Written by Chad Smith on 11/10/2010 for PC  
More On: Lost Planet 2
Cubic zirconia is an interesting product.  It’s a synthetic, inexpensive alternative to diamonds; it's easy to form into shapes and put on jewelry.  Even though it might good, it's ultimately not the “real deal.” It wouldn't be good enough to give your loved one as a cherished gift.  After spending many hours with the PC version of Lost Planet 2, I’m sad to report that it has a lot in common with the imitation diamond. 

Lost Planet 2 certainly looks fantastic like a shiny new diamond.  Even with minimal load times, Capcom managed to squeeze incredible detail into the environments, characters and Akrid.  My medium-level system was able to crank the graphics up and use DirectX 11 features.  The result was convincingly grungy cities, lush jungles, and hostile deserts in addition to the returning harsh, snowy environments.   In one instance, the buildings you fight on can even be crumbled to the ground by stampeding Akrid. 
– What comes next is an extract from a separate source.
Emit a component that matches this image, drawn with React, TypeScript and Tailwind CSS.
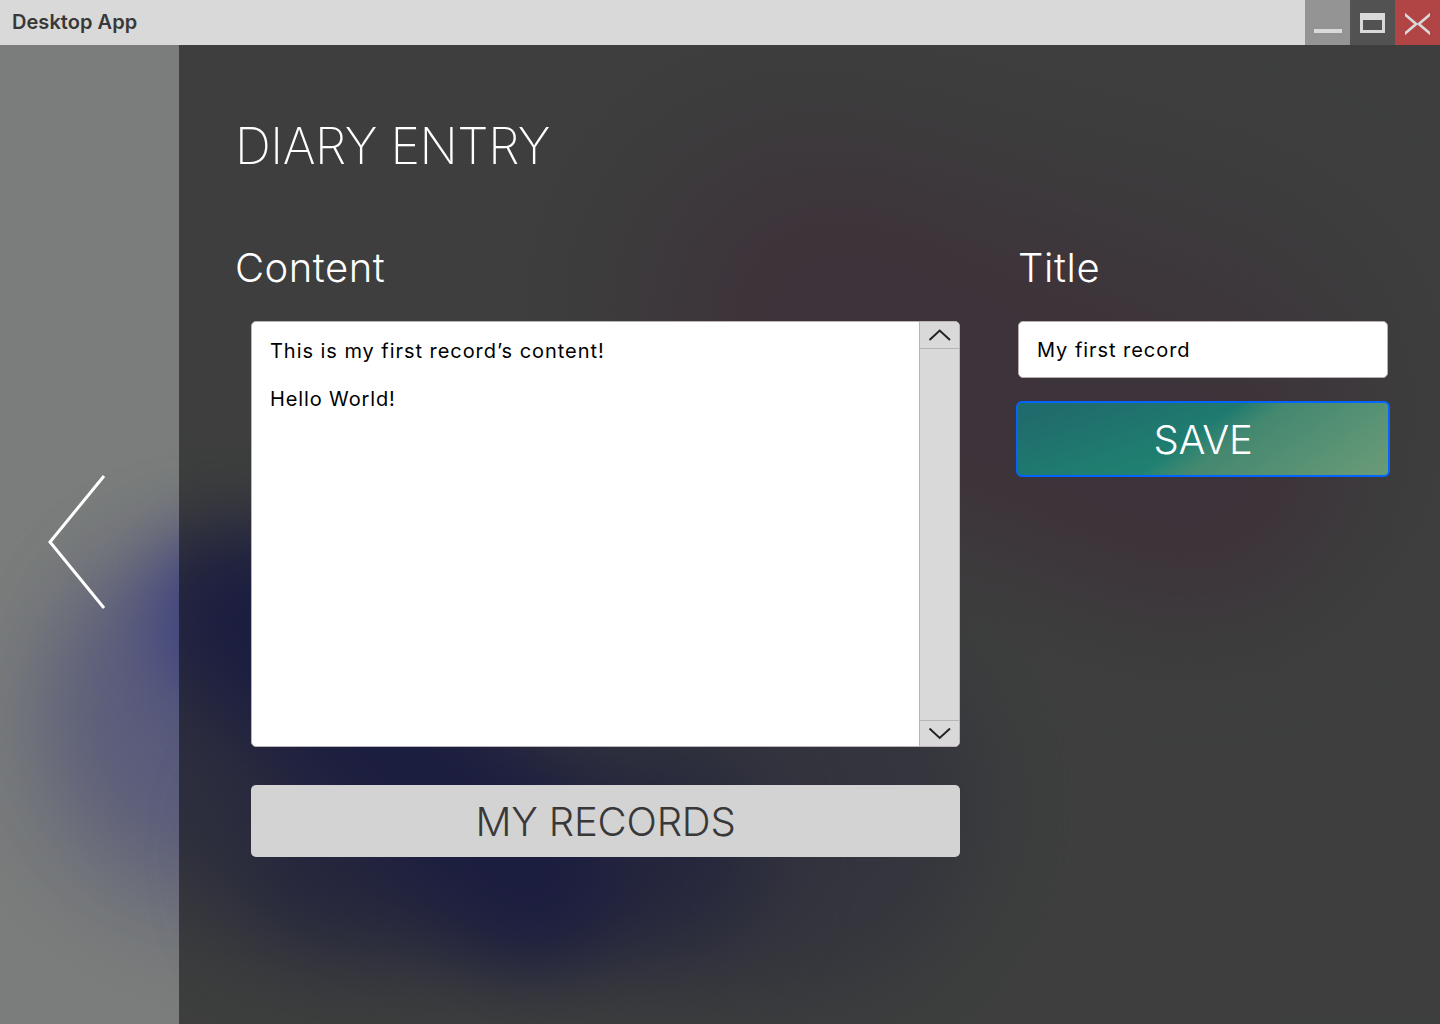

Character models were shown loving attention, but there just isn’t enough variety in the humanoid characters.  Each human is just another face behind a mask, all looking the same.  Granted, some of them are clones but that feels almost like an excuse to fall asleep at the creative wheel.  During a game, you’ll end up controlling a few different characters with a severe lack in individuality.  Even your AI-controlled teammates are “random” players that are given a new name each time you login to the game.  Why should I be concerned about a haphazard plot when all of the characters are stripped of all vestiges of humanity?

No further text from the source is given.